Data >>
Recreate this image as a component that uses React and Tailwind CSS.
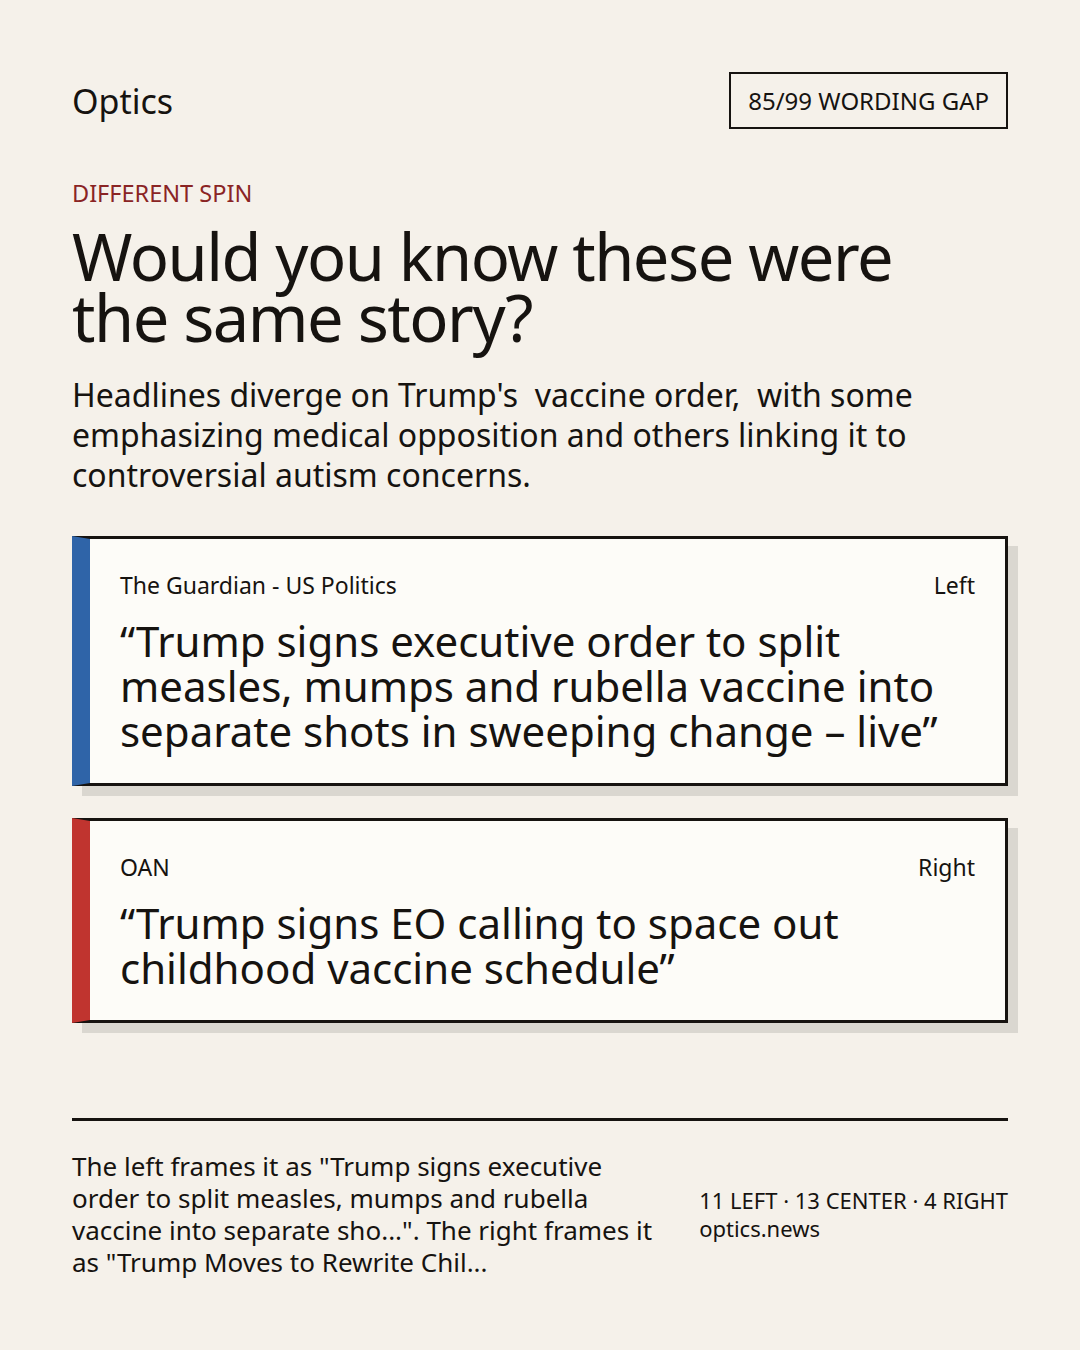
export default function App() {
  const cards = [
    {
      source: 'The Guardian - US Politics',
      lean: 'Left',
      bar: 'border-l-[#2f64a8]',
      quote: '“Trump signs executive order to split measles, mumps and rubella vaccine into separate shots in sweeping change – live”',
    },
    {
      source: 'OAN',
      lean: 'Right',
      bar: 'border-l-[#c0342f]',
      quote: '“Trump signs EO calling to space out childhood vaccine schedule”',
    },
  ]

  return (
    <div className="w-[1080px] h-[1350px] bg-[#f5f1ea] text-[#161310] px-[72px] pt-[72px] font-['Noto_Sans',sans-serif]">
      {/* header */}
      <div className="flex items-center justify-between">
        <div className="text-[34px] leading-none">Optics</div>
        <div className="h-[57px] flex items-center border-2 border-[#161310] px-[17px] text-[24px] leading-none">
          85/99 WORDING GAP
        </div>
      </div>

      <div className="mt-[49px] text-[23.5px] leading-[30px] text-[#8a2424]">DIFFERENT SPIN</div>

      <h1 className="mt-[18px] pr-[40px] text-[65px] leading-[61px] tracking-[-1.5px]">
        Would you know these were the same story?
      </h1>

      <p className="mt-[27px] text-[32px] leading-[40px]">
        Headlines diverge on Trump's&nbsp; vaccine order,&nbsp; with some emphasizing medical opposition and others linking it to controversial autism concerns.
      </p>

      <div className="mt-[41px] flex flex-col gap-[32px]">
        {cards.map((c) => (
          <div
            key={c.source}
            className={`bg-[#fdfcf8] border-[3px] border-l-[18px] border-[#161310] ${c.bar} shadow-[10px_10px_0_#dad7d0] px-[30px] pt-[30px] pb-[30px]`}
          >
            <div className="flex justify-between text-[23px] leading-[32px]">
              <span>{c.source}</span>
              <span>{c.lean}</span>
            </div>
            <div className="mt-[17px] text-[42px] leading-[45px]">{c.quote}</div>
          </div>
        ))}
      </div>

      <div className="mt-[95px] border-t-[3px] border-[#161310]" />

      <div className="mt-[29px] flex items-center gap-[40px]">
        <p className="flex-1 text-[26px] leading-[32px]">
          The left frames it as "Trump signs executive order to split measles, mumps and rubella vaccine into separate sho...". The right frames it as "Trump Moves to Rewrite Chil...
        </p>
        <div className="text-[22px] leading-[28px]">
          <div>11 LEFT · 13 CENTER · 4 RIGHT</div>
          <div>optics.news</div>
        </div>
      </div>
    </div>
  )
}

Task description >> Copy the listing in full and without alteration, omitting every picture.

Reply to the task >>
Recreate this image as a component that uses React and Tailwind CSS.
export default function App() {
  const cards = [
    {
      source: 'The Guardian - US Politics',
      lean: 'Left',
      bar: 'border-l-[#2f64a8]',
      quote: '“Trump signs executive order to split measles, mumps and rubella vaccine into separate shots in sweeping change – live”',
    },
    {
      source: 'OAN',
      lean: 'Right',
      bar: 'border-l-[#c0342f]',
      quote: '“Trump signs EO calling to space out childhood vaccine schedule”',
    },
  ]

  return (
    <div className="w-[1080px] h-[1350px] bg-[#f5f1ea] text-[#161310] px-[72px] pt-[72px] font-['Noto_Sans',sans-serif]">
      {/* header */}
      <div className="flex items-center justify-between">
        <div className="text-[34px] leading-none">Optics</div>
        <div className="h-[57px] flex items-center border-2 border-[#161310] px-[17px] text-[24px] leading-none">
          85/99 WORDING GAP
        </div>
      </div>

      <div className="mt-[49px] text-[23.5px] leading-[30px] text-[#8a2424]">DIFFERENT SPIN</div>

      <h1 className="mt-[18px] pr-[40px] text-[65px] leading-[61px] tracking-[-1.5px]">
        Would you know these were the same story?
      </h1>

      <p className="mt-[27px] text-[32px] leading-[40px]">
        Headlines diverge on Trump's&nbsp; vaccine order,&nbsp; with some emphasizing medical opposition and others linking it to controversial autism concerns.
      </p>

      <div className="mt-[41px] flex flex-col gap-[32px]">
        {cards.map((c) => (
          <div
            key={c.source}
            className={`bg-[#fdfcf8] border-[3px] border-l-[18px] border-[#161310] ${c.bar} shadow-[10px_10px_0_#dad7d0] px-[30px] pt-[30px] pb-[30px]`}
          >
            <div className="flex justify-between text-[23px] leading-[32px]">
              <span>{c.source}</span>
              <span>{c.lean}</span>
            </div>
            <div className="mt-[17px] text-[42px] leading-[45px]">{c.quote}</div>
          </div>
        ))}
      </div>

      <div className="mt-[95px] border-t-[3px] border-[#161310]" />

      <div className="mt-[29px] flex items-center gap-[40px]">
        <p className="flex-1 text-[26px] leading-[32px]">
          The left frames it as "Trump signs executive order to split measles, mumps and rubella vaccine into separate sho...". The right frames it as "Trump Moves to Rewrite Chil...
        </p>
        <div className="text-[22px] leading-[28px]">
          <div>11 LEFT · 13 CENTER · 4 RIGHT</div>
          <div>optics.news</div>
        </div>
      </div>
    </div>
  )
}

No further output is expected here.